Not all shows for children or adults are based on violence, of course. Reality is far more complex than the simplicities of this myth, and maturer minds will demand more subtle, nuanced, complex presentations. But the basic structure of the combat myth underlies the pap to which a great many adults turn in order to escape the harsher realities of their everyday lives: spy thrillers, westerns, cop shows, and combat programmes. It is as if we must watch so much “redemptive” violence to reassure ourselves, against the deluge of facts to the contrary in our actual day-to-day lives, that reality really is that simple.
Redemptive violence gives way to violence as an end in itself. It is no longer a religion that uses violence in the pursuit of order and salvation, but one in which violence has become an aphrodisiac, sheer titillation, an addictive high, a substitute for relationships. Violence is no longer the means to a higher good, namely order; violence becomes the end.

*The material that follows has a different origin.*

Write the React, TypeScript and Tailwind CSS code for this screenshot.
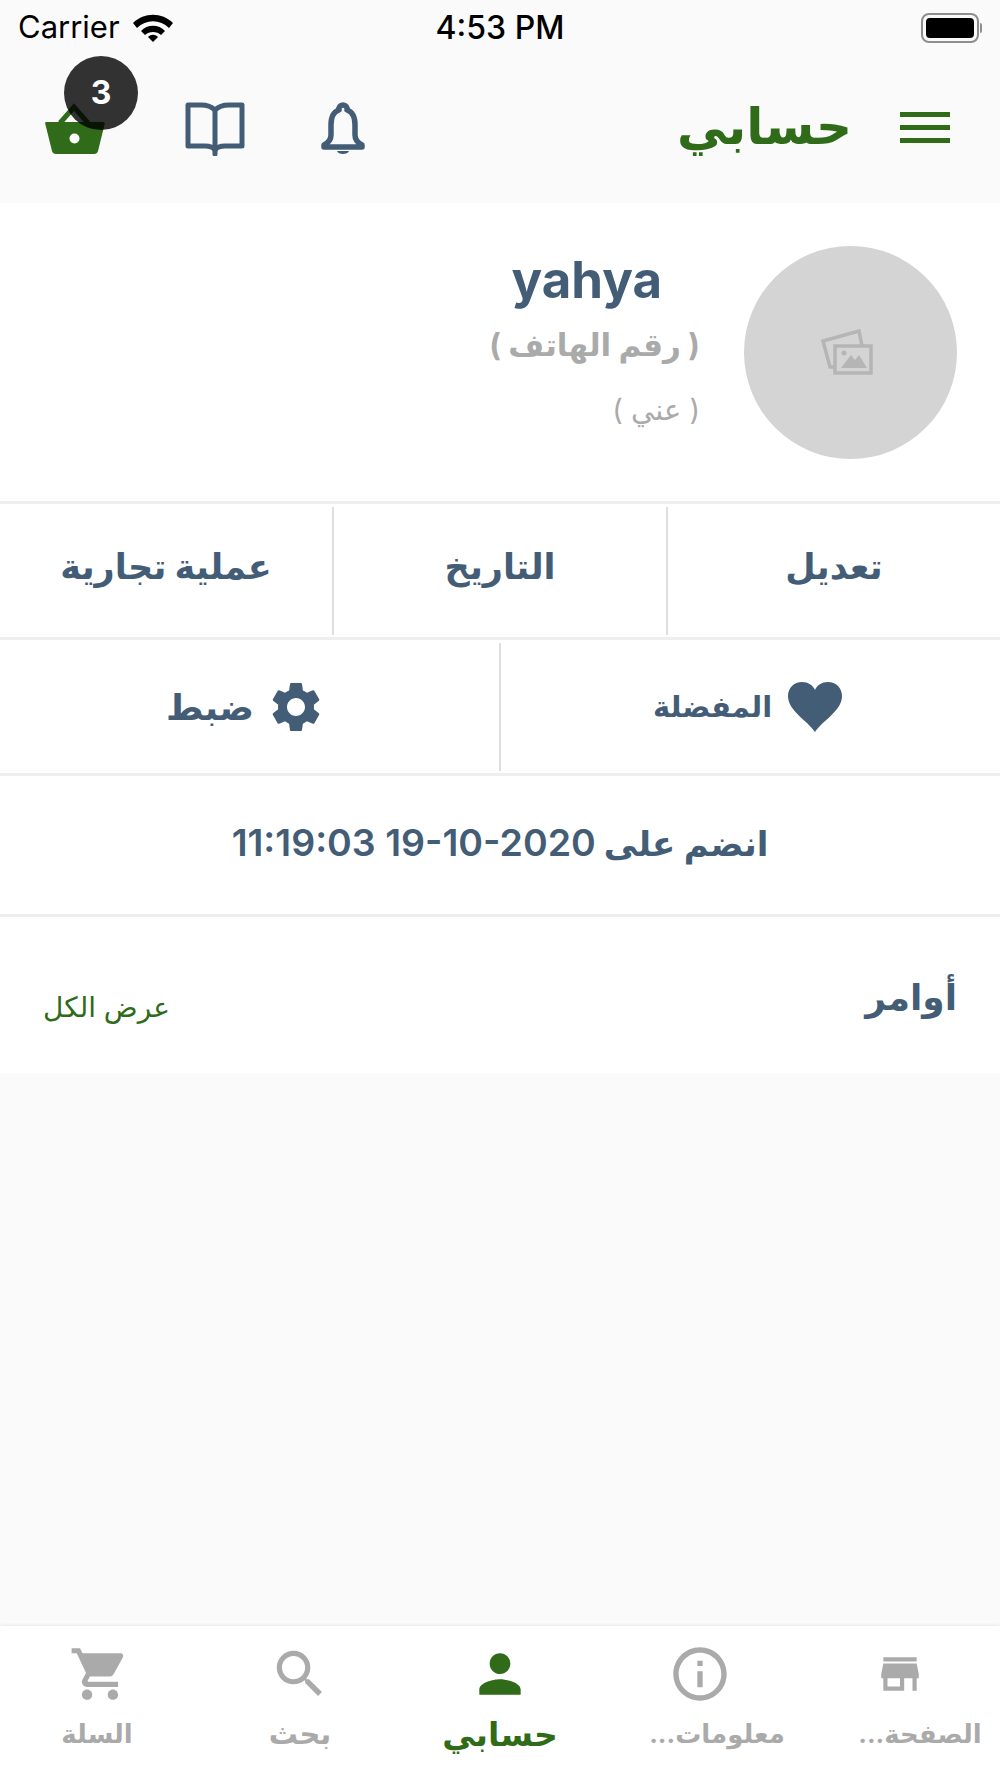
import { MdSettings, MdShoppingCart, MdSearch, MdPerson, MdInfoOutline, MdStore } from "react-icons/md";

function BasketIcon() {
  return (
    <svg width="60" height="52" viewBox="0 0 60 52" fill="none">
      <path d="M15 20 L29 4 L43 20" stroke="#2f6b18" strokeWidth="5" />
      <path d="M1 19 H58 C59 19 60 20 59.7 21 L53 48 C52.5 50 51 51 49 51 H11 C9 51 7.5 50 7 48 L0.3 21 C0 20 0 19 1 19 Z" fill="#2f6b18" />
      <circle cx="29.5" cy="35.5" r="5" fill="white" />
    </svg>
  );
}

function BookIcon() {
  return (
    <svg width="60" height="54" viewBox="0 0 60 54" fill="none" stroke="#435d77" strokeWidth="5">
      <path d="M30 8 C26 4 20 3 16 3 H3 V44 H20 C25 44 28 45 30 48 C32 45 35 44 40 44 H57 V3 H44 C40 3 34 4 30 8 Z" strokeLinejoin="round" />
      <path d="M30 8 V52" strokeLinecap="round" />
    </svg>
  );
}

function BellIcon() {
  return (
    <svg width="44" height="54" viewBox="0 0 44 54" fill="none">
      <path d="M22 3 a4 4 0 0 1 4 5 C32 10 34 15 34 23 V33 C34 38 37 41 41 43 V45 H3 V43 C7 41 10 38 10 33 V23 C10 15 12 10 18 8 a4 4 0 0 1 4 -5 Z" stroke="#435d77" strokeWidth="5.5" strokeLinejoin="round" />
      <path d="M16 49 H28 C27 53 17 53 16 49 Z" fill="#435d77" />
    </svg>
  );
}

function PhotosIcon() {
  return (
    <svg width="52" height="46" viewBox="0 0 52 46" fill="none" stroke="#b5b5b5" strokeWidth="3.5">
      <path d="M13 38 H9 L2 12 L38 2 L41 17" />
      <rect x="14" y="17" width="36" height="27" />
      <path d="M20 39 L30 26 L34 31 L38 26 L46 39 Z" fill="#b5b5b5" stroke="none" />
      <circle cx="23" cy="24" r="2.5" fill="#b5b5b5" stroke="none" />
    </svg>
  );
}

function WifiIcon() {
  return (
    <svg width="40" height="28" viewBox="0 0 40 28" fill="black">
      <path d="M0 9 C11 -2 29 -2 40 9 L36 14 C27 5 13 5 4 14 Z" />
      <path d="M8 17 C14 10 26 10 32 17 L28 21 C24 17 16 17 12 21 Z" />
      <path d="M15 23 C18 20 22 20 25 23 L20 28 Z" />
    </svg>
  );
}

function HeartIcon() {
  return (
    <svg width="54" height="50" viewBox="0 0 54 50" fill="#435d77">
      <path d="M27 50 C20 39 0 29 0 14 C0 6 6 0 14 0 C20 0 25 3 27 8 C29 3 34 0 40 0 C48 0 54 6 54 14 C54 29 34 39 27 50 Z" />
    </svg>
  );
}

const tabs = [
  { label: "الصفحة...", icon: <MdStore size={50} />, active: false, cls: "-mt-1 pl-[40px] text-[26px]" },
  { label: "معلومات...", icon: <MdInfoOutline size={64} />, active: false, cls: "pl-[34px] text-[26px]" },
  { label: "حسابي", icon: <MdPerson size={62} />, active: true, cls: "text-[33px]" },
  { label: "بحث", icon: <MdSearch size={62} />, active: false, cls: "text-[29px]" },
  { label: "السلة", icon: <MdShoppingCart size={62} />, active: false, cls: "pr-[6px] text-[26px]" },
];

export default function App() {
  return (
    <div dir="rtl" className="flex h-[1778px] w-[1000px] flex-col bg-[#fafafa] font-['Inter','DejaVu_Sans',sans-serif] text-[#435d77]">
      {/* Status bar */}
      <div dir="ltr" className="flex h-[50px] shrink-0 items-center justify-between px-[18px] pt-[5px] text-[31px] text-black">
        <div className="flex w-[300px] items-center gap-[13px]">
          <span>Carrier</span>
          <WifiIcon />
        </div>
        <span className="text-[32px] font-medium">4:53 PM</span>
        <div className="flex w-[300px] items-center justify-end">
          <div className="h-[30px] w-[58px] rounded-[8px] border-2 border-[#8e8e8e] p-[3px]">
            <div className="h-full rounded-[4px] bg-black"></div>
          </div>
          <div className="ml-[1px] h-[10px] w-[2px] rounded-r bg-[#8e8e8e]"></div>
        </div>
      </div>

      {/* Header */}
      <div className="flex h-[153px] shrink-0 items-center pr-[50px] pt-[2px]">
        <div className="flex w-[50px] shrink-0 flex-col gap-[8px]">
          <div className="h-[5px] bg-[#2f6b18]"></div>
          <div className="h-[5px] bg-[#2f6b18]"></div>
          <div className="h-[5px] bg-[#2f6b18]"></div>
        </div>
        <h1 className="mr-[48px] pb-[4px] text-[50px] font-bold leading-none text-[#2f6b18]">حسابي</h1>
        <div className="mr-auto flex items-center pt-[3px]">
          <BellIcon />
          <div className="mr-[76px]"><BookIcon /></div>
          <div className="relative ml-[45px] mr-[80px]">
            <BasketIcon />
            <div className="absolute bottom-[25px] left-[19px] flex h-[74px] w-[74px] items-center justify-center rounded-full bg-black/80 text-[32px] font-bold text-white">3</div>
          </div>
        </div>
      </div>

      {/* Profile */}
      <div className="flex h-[298px] shrink-0 items-center bg-white pr-[43px]">
        <div className="flex h-[213px] w-[213px] shrink-0 items-center justify-center rounded-full bg-[#d4d4d4] pr-[8px]">
          <PhotosIcon />
        </div>
        <div className="mr-[44px] -mt-[26px] flex flex-col items-start">
          <div className="mr-[38px] text-[51px] font-bold leading-[60px]">yahya</div>
          <div className="mt-[13px] text-[31px] font-bold leading-[44px] text-[#aaaaaa]">( رقم الهاتف )</div>
          <div className="mt-[25px] text-[29px] leading-[36px] text-[#aaaaaa]">( عني )</div>
        </div>
      </div>

      {/* Buttons */}
      <div className="h-[3px] shrink-0 bg-[#eeeeee]"></div>
      <div className="flex h-[133px] shrink-0 items-center bg-white text-[35px] font-bold">
        <div className="flex flex-1 justify-center pb-[9px]">تعديل</div>
        <div className="h-[128px] w-[2px] bg-[#dedede]"></div>
        <div className="flex flex-1 justify-center pb-[9px]">التاريخ</div>
        <div className="h-[128px] w-[2px] bg-[#dedede]"></div>
        <div className="flex flex-1 justify-center pb-[9px]">عملية تجارية</div>
      </div>
      <div className="h-[3px] shrink-0 bg-[#eeeeee]"></div>
      <div className="flex h-[133px] shrink-0 items-center bg-white font-bold">
        <div className="flex flex-1 items-center justify-center text-[29px]">
          <div className="mr-[6px] flex items-center gap-[16px]">
            <HeartIcon />
            <span>المفضلة</span>
          </div>
        </div>
        <div className="h-[128px] w-[2px] bg-[#dedede]"></div>
        <div className="flex flex-1 items-center justify-center text-[36px]">
          <div className="mr-[7px] flex items-center gap-[12px]">
            <MdSettings size={60} />
            <span>ضبط</span>
          </div>
        </div>
      </div>
      <div className="h-[3px] shrink-0 bg-[#eeeeee]"></div>

      {/* Joined date */}
      <div className="flex h-[138px] shrink-0 items-center justify-center gap-[8px] bg-white pb-[4px] font-semibold">
        <span className="text-[34px]">انضم على</span>
        <span dir="ltr" className="text-[37.5px]">11:19:03 19-10-2020</span>
      </div>
      <div className="h-[3px] shrink-0 bg-[#eeeeee]"></div>

      {/* Orders */}
      <div className="flex h-[156px] shrink-0 items-center justify-between bg-white px-[43px]">
        <span className="mt-[4px] text-[36px] font-bold">أوامر</span>
        <span className="mt-[24px] text-[28px] text-[#2f6b18]">عرض الكل</span>
      </div>

      <div className="flex-1"></div>

      {/* Tab bar */}
      <div className="flex h-[152px] shrink-0 bg-white shadow-[0_-1px_3px_rgba(0,0,0,0.07)]">
        {tabs.map((tab) => (
          <div
            key={tab.label}
            className={`flex w-[200px] flex-col items-center pt-[11px] ${tab.active ? "text-[#2f6b18]" : "text-[#aaaaaa]"}`}
          >
            <div className="flex h-[74px] items-center justify-center">{tab.icon}</div>
            <span className={`mt-[3px] whitespace-nowrap font-bold leading-[40px] ${tab.cls}`}>{tab.label}</span>
          </div>
        ))}
      </div>
    </div>
  );
}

Watch Walter Wink’s talk at the 2009 Ways of Peace conference
Its tragic that people concerned with war seem incapable of grounding their discourse in the distinction between individual and group selection. Group selection is the origin of war. Individual selection excludes war by excluding alliances between males in their competition for reproductive resources. Trying to portray the condition of civilized man’s group dynamics in terms of Popeye vs Brutus in the competition for Olive Oyl’s affections misses the mark by a wide margin.
Of course a Popeye cartoon doesn’t portray the real complexity of group dynamics or human relations. That’s actually one of the points being made. Cartoons and Hollywood movies tend to vastly oversimplify these things, boiling any conflict down to Good Guy vs. Bad Guy. Bad Guy does bad stuff to Good Guy. Good Guy suffers but eventually rises and kicks Bad Guy’s ass. Everybody cheers. The End.